*DATA EXCERPT*.
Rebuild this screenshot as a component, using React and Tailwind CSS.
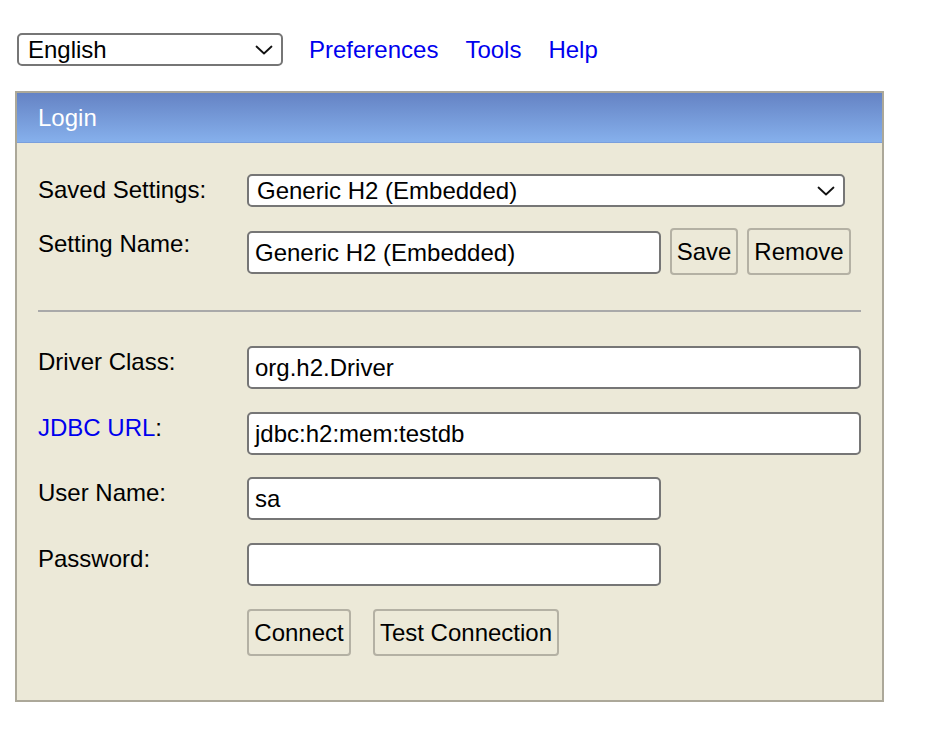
import React from "react";

function Chevron() {
  return (
    <svg width="18" height="10" viewBox="0 0 18 10" fill="none">
      <path d="M1.5 1.5 L9 8.5 L16.5 1.5" stroke="#111" strokeWidth="1.8" strokeLinecap="round" strokeLinejoin="round" />
    </svg>
  );
}

function FakeSelect({ value, className }) {
  return (
    <div className={"flex items-center justify-between bg-white border-2 border-[#767676] rounded-[5px] h-[33px] pl-[8px] pr-[8px] text-black " + className}>
      <span className="leading-none">{value}</span>
      <Chevron />
    </div>
  );
}

function Input({ value, className }) {
  return (
    <div className={"flex items-center bg-white border-2 border-[#767676] rounded-[5px] h-[43px] pl-[6px] text-black " + className}>
      <span className="leading-none">{value}</span>
    </div>
  );
}

function Btn({ children, className }) {
  return (
    <div className={"flex items-center justify-center h-[47px] border-2 border-[#b4b1a4] rounded-[4px] bg-[#ece9d8] text-black " + className}>
      <span className="leading-none">{children}</span>
    </div>
  );
}

function Label({ children }) {
  return <div className="w-[209px] shrink-0 pt-[3px] leading-[26px] text-black">{children}</div>;
}

export default function App() {
  return (
    <div className="font-['Liberation_Sans',Arial,sans-serif] text-[24px] bg-white min-h-[754px] w-[944px] pl-[15px] pt-[33px]">
      <div className="flex items-center h-[33px]">
        <FakeSelect value="English" className="ml-[2px] w-[266px] pl-[9px]" />
        <a className="ml-[26px] text-[#0000ee] leading-none">Preferences</a>
        <a className="ml-[27px] text-[#0000ee] leading-none">Tools</a>
        <a className="ml-[27px] text-[#0000ee] leading-none">Help</a>
      </div>

      <div className="mt-[25px] w-[869px] border-2 border-[#aca899] bg-[#ece9d8]">
        <div className="h-[50px] flex items-center pl-[21px] text-white bg-gradient-to-b from-[#6583c4] to-[#86b0ec] border-b border-[#7a9fdd]">
          <span className="leading-none">Login</span>
        </div>

        <div className="pl-[21px] pr-[21px] pt-[31px] pb-[44px]">
          <div className="flex items-start">
            <Label>Saved Settings:</Label>
            <FakeSelect value="Generic H2 (Embedded)" className="w-[598px]" />
          </div>

          <div className="flex items-start mt-[21px]">
            <Label>Setting Name:</Label>
            <Input value="Generic H2 (Embedded)" className="w-[414px] mt-[3px]" />
            <Btn className="ml-[9px] w-[68px]">Save</Btn>
            <Btn className="ml-[9px] w-[104px]">Remove</Btn>
          </div>

          <div className="mt-[35px] h-[2px] bg-[#a9a9a9]" />

          <div className="flex items-start mt-[34px]">
            <Label>Driver Class:</Label>
            <Input value="org.h2.Driver" className="w-[614px]" />
          </div>

          <div className="flex items-start mt-[23px]">
            <Label>
              <span className="text-[#0000ee]">JDBC URL</span>:
            </Label>
            <Input value="jdbc:h2:mem:testdb" className="w-[614px]" />
          </div>

          <div className="flex items-start mt-[22px]">
            <Label>User Name:</Label>
            <Input value="sa" className="w-[414px]" />
          </div>

          <div className="flex items-start mt-[23px]">
            <Label>Password:</Label>
            <Input value="" className="w-[414px]" />
          </div>

          <div className="flex items-start mt-[23px]">
            <div className="w-[209px] shrink-0" />
            <Btn className="w-[104px]">Connect</Btn>
            <Btn className="ml-[22px] w-[186px]">Test Connection</Btn>
          </div>
        </div>
      </div>
    </div>
  );
}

*DESCRIPTION OF THE TASK*. Strip out the pictures and quote the remaining data word for word.

*ANSWER TO THE PROBLEM*.
Rebuild this screenshot as a component, using React and Tailwind CSS.
import React from "react";

function Chevron() {
  return (
    <svg width="18" height="10" viewBox="0 0 18 10" fill="none">
      <path d="M1.5 1.5 L9 8.5 L16.5 1.5" stroke="#111" strokeWidth="1.8" strokeLinecap="round" strokeLinejoin="round" />
    </svg>
  );
}

function FakeSelect({ value, className }) {
  return (
    <div className={"flex items-center justify-between bg-white border-2 border-[#767676] rounded-[5px] h-[33px] pl-[8px] pr-[8px] text-black " + className}>
      <span className="leading-none">{value}</span>
      <Chevron />
    </div>
  );
}

function Input({ value, className }) {
  return (
    <div className={"flex items-center bg-white border-2 border-[#767676] rounded-[5px] h-[43px] pl-[6px] text-black " + className}>
      <span className="leading-none">{value}</span>
    </div>
  );
}

function Btn({ children, className }) {
  return (
    <div className={"flex items-center justify-center h-[47px] border-2 border-[#b4b1a4] rounded-[4px] bg-[#ece9d8] text-black " + className}>
      <span className="leading-none">{children}</span>
    </div>
  );
}

function Label({ children }) {
  return <div className="w-[209px] shrink-0 pt-[3px] leading-[26px] text-black">{children}</div>;
}

export default function App() {
  return (
    <div className="font-['Liberation_Sans',Arial,sans-serif] text-[24px] bg-white min-h-[754px] w-[944px] pl-[15px] pt-[33px]">
      <div className="flex items-center h-[33px]">
        <FakeSelect value="English" className="ml-[2px] w-[266px] pl-[9px]" />
        <a className="ml-[26px] text-[#0000ee] leading-none">Preferences</a>
        <a className="ml-[27px] text-[#0000ee] leading-none">Tools</a>
        <a className="ml-[27px] text-[#0000ee] leading-none">Help</a>
      </div>

      <div className="mt-[25px] w-[869px] border-2 border-[#aca899] bg-[#ece9d8]">
        <div className="h-[50px] flex items-center pl-[21px] text-white bg-gradient-to-b from-[#6583c4] to-[#86b0ec] border-b border-[#7a9fdd]">
          <span className="leading-none">Login</span>
        </div>

        <div className="pl-[21px] pr-[21px] pt-[31px] pb-[44px]">
          <div className="flex items-start">
            <Label>Saved Settings:</Label>
            <FakeSelect value="Generic H2 (Embedded)" className="w-[598px]" />
          </div>

          <div className="flex items-start mt-[21px]">
            <Label>Setting Name:</Label>
            <Input value="Generic H2 (Embedded)" className="w-[414px] mt-[3px]" />
            <Btn className="ml-[9px] w-[68px]">Save</Btn>
            <Btn className="ml-[9px] w-[104px]">Remove</Btn>
          </div>

          <div className="mt-[35px] h-[2px] bg-[#a9a9a9]" />

          <div className="flex items-start mt-[34px]">
            <Label>Driver Class:</Label>
            <Input value="org.h2.Driver" className="w-[614px]" />
          </div>

          <div className="flex items-start mt-[23px]">
            <Label>
              <span className="text-[#0000ee]">JDBC URL</span>:
            </Label>
            <Input value="jdbc:h2:mem:testdb" className="w-[614px]" />
          </div>

          <div className="flex items-start mt-[22px]">
            <Label>User Name:</Label>
            <Input value="sa" className="w-[414px]" />
          </div>

          <div className="flex items-start mt-[23px]">
            <Label>Password:</Label>
            <Input value="" className="w-[414px]" />
          </div>

          <div className="flex items-start mt-[23px]">
            <div className="w-[209px] shrink-0" />
            <Btn className="w-[104px]">Connect</Btn>
            <Btn className="ml-[22px] w-[186px]">Test Connection</Btn>
          </div>
        </div>
      </div>
    </div>
  );
}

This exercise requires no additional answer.